DATA —
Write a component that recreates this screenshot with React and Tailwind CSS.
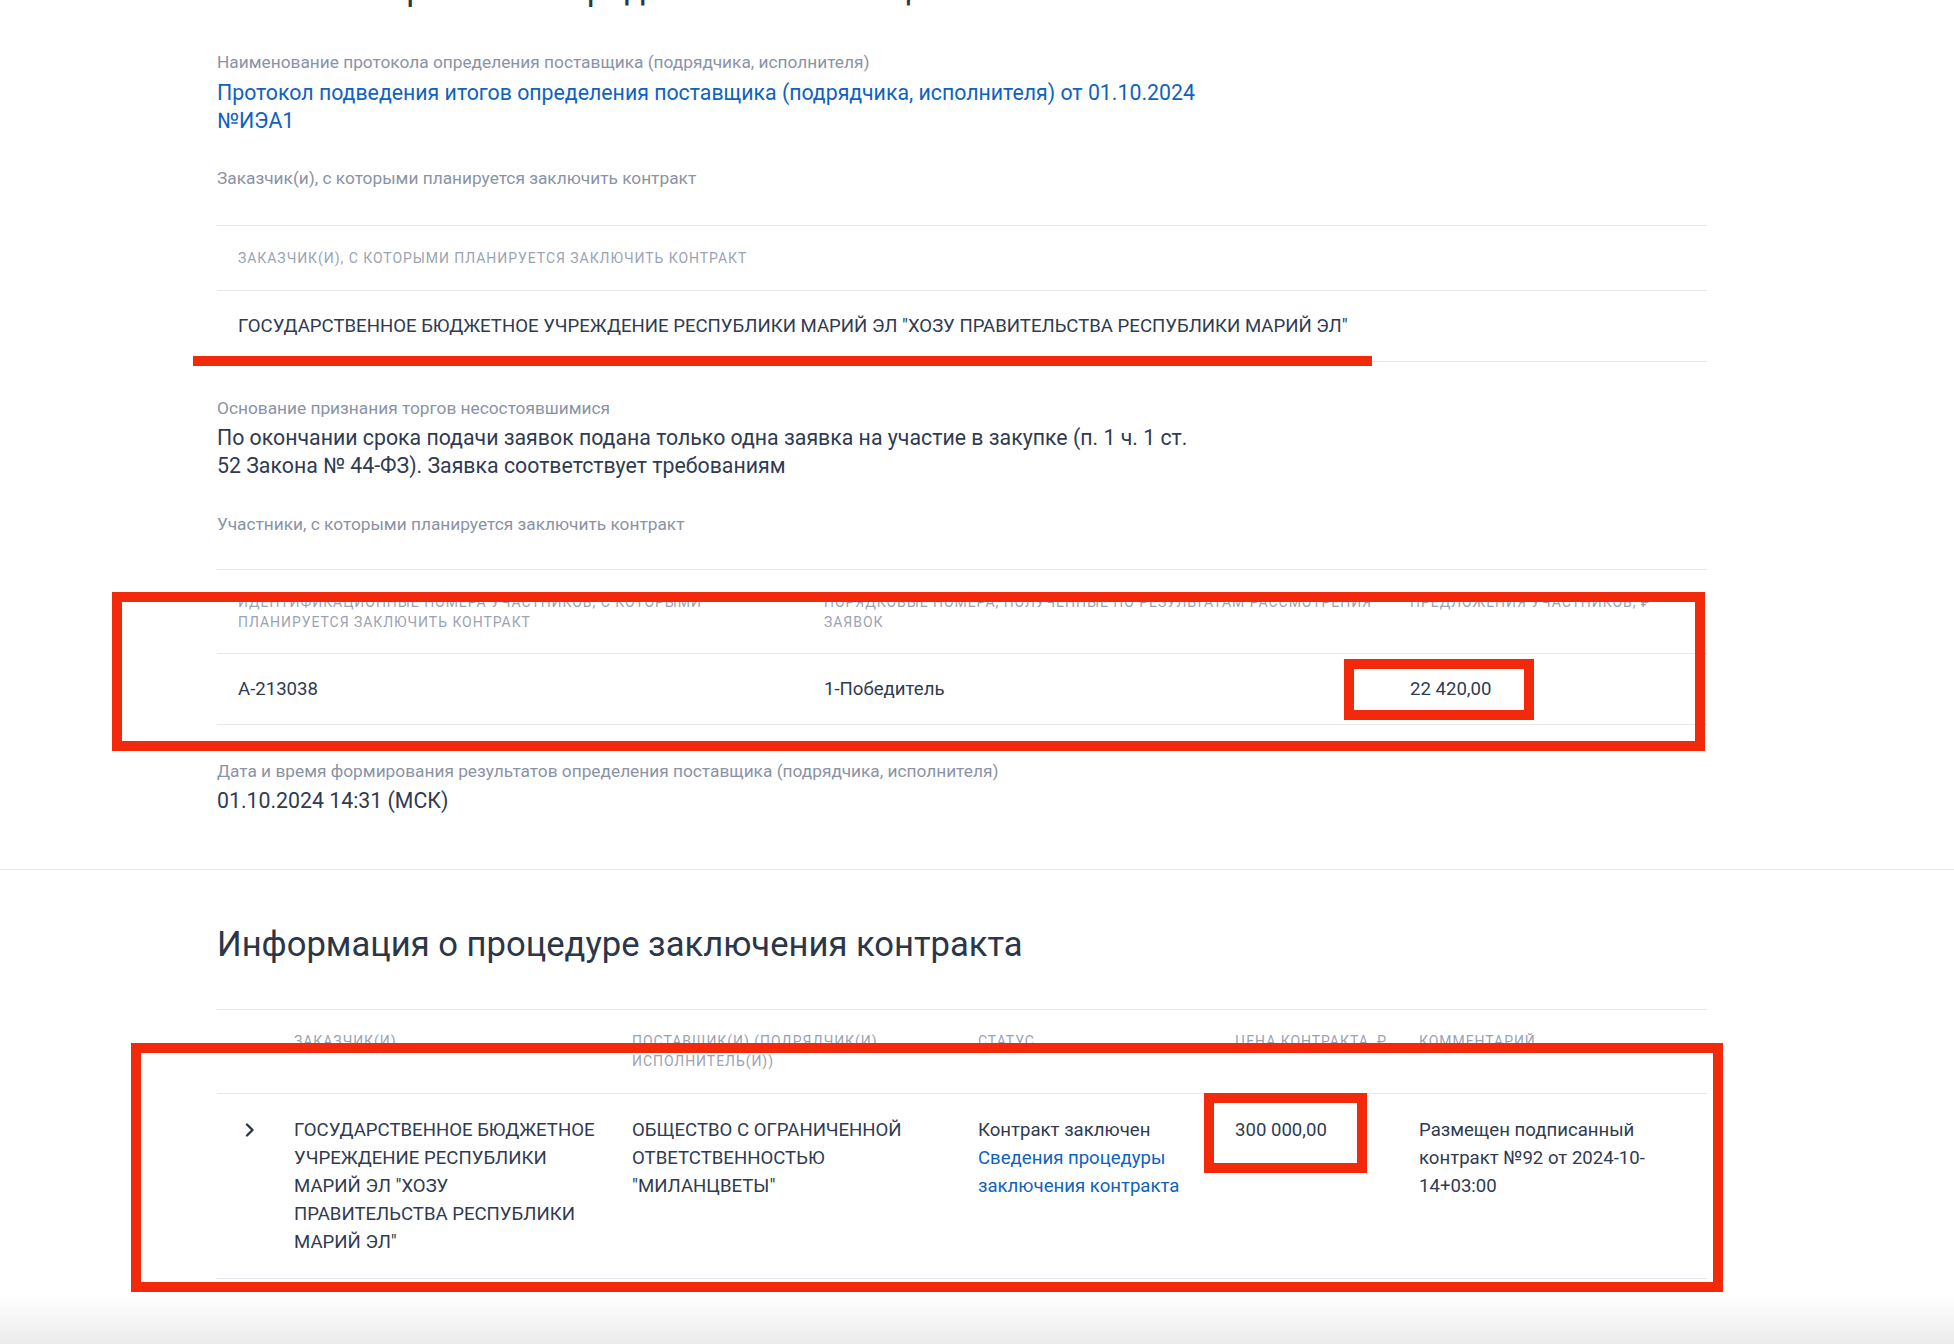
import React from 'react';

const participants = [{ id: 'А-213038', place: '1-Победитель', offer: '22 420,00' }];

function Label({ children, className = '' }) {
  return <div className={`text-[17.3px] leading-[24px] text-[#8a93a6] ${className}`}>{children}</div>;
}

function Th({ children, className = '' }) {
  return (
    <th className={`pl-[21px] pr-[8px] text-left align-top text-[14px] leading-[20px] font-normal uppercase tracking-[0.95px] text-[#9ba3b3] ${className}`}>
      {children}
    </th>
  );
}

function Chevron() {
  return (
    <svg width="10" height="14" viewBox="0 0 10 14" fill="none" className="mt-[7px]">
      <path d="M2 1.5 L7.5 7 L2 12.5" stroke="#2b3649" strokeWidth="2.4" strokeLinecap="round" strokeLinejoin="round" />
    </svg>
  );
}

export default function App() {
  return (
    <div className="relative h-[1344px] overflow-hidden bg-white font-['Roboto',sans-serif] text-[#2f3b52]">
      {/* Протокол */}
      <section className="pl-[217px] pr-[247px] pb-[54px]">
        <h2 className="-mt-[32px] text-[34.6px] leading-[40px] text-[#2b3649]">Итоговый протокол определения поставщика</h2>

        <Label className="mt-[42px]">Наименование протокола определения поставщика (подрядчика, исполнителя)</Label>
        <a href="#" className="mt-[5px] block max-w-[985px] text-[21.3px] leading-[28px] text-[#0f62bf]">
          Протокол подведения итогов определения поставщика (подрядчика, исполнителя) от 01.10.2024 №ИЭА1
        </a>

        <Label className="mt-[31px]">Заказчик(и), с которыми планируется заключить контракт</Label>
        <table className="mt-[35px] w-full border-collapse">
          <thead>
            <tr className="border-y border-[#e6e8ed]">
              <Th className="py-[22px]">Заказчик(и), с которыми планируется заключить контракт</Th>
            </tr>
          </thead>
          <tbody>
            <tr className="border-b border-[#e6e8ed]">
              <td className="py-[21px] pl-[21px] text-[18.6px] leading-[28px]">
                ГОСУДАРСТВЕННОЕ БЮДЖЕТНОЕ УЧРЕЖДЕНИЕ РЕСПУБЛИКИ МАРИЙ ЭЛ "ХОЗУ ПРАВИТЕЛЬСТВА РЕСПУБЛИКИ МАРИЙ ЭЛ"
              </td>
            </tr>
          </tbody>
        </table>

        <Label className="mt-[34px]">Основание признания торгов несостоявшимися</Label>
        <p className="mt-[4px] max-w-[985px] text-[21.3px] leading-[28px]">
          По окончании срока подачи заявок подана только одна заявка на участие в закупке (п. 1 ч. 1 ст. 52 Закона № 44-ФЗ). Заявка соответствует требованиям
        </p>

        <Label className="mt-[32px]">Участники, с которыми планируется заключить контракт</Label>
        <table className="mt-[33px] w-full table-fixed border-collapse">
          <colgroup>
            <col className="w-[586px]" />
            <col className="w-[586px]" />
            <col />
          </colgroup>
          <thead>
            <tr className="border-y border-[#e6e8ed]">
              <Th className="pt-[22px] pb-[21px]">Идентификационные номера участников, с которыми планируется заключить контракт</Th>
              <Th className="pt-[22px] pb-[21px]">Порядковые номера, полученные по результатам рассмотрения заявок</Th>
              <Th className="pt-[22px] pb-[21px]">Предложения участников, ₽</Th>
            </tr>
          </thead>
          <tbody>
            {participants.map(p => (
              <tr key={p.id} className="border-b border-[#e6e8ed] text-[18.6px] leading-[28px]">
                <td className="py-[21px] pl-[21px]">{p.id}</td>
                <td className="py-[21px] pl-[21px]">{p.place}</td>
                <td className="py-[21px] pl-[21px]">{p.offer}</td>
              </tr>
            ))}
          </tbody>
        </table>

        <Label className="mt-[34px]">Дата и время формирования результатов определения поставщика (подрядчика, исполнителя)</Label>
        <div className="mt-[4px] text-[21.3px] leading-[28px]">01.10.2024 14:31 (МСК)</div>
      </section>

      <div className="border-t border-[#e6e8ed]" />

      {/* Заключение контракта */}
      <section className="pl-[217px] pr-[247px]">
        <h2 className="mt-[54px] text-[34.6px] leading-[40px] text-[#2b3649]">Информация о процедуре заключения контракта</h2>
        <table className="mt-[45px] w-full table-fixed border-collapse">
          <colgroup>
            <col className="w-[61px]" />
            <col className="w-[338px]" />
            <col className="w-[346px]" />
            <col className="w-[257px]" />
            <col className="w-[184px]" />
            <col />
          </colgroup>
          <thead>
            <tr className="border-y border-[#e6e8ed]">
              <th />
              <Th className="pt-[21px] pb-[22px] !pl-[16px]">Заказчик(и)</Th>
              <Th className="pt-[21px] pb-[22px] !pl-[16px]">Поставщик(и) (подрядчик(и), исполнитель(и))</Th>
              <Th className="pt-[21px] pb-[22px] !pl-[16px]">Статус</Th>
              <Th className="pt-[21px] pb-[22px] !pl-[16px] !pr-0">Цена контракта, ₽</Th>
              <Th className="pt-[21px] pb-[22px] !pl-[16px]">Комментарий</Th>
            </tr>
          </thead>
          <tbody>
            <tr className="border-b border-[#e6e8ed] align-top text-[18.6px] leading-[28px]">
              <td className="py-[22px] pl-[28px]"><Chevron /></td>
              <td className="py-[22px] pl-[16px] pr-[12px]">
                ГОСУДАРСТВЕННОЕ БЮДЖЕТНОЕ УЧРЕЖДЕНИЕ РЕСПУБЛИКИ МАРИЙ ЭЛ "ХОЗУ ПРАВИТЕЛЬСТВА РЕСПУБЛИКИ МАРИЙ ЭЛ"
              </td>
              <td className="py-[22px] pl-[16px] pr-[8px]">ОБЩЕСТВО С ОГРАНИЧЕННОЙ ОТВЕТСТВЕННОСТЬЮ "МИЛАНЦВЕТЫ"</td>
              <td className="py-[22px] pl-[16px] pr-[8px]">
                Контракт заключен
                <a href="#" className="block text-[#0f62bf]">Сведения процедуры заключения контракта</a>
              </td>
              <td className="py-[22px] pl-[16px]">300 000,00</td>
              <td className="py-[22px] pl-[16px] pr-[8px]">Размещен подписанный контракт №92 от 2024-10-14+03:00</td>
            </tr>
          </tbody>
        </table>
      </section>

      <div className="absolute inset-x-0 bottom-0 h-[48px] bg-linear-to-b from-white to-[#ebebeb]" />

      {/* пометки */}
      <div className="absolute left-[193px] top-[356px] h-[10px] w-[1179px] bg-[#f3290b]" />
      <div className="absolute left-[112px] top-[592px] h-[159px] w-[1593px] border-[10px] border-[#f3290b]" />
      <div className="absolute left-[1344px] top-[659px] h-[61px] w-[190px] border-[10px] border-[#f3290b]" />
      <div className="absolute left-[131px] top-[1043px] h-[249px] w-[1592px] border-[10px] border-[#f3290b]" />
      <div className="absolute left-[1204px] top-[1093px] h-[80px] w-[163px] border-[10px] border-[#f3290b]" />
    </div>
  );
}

THE EXERCISE — Return, unchanged, the lines from the first line of the material through the line that holds "offer: '22 420,00'", inclusive, omitting pictures.

TASK SOLUTION —
Write a component that recreates this screenshot with React and Tailwind CSS.
import React from 'react';

const participants = [{ id: 'А-213038', place: '1-Победитель', offer: '22 420,00' }];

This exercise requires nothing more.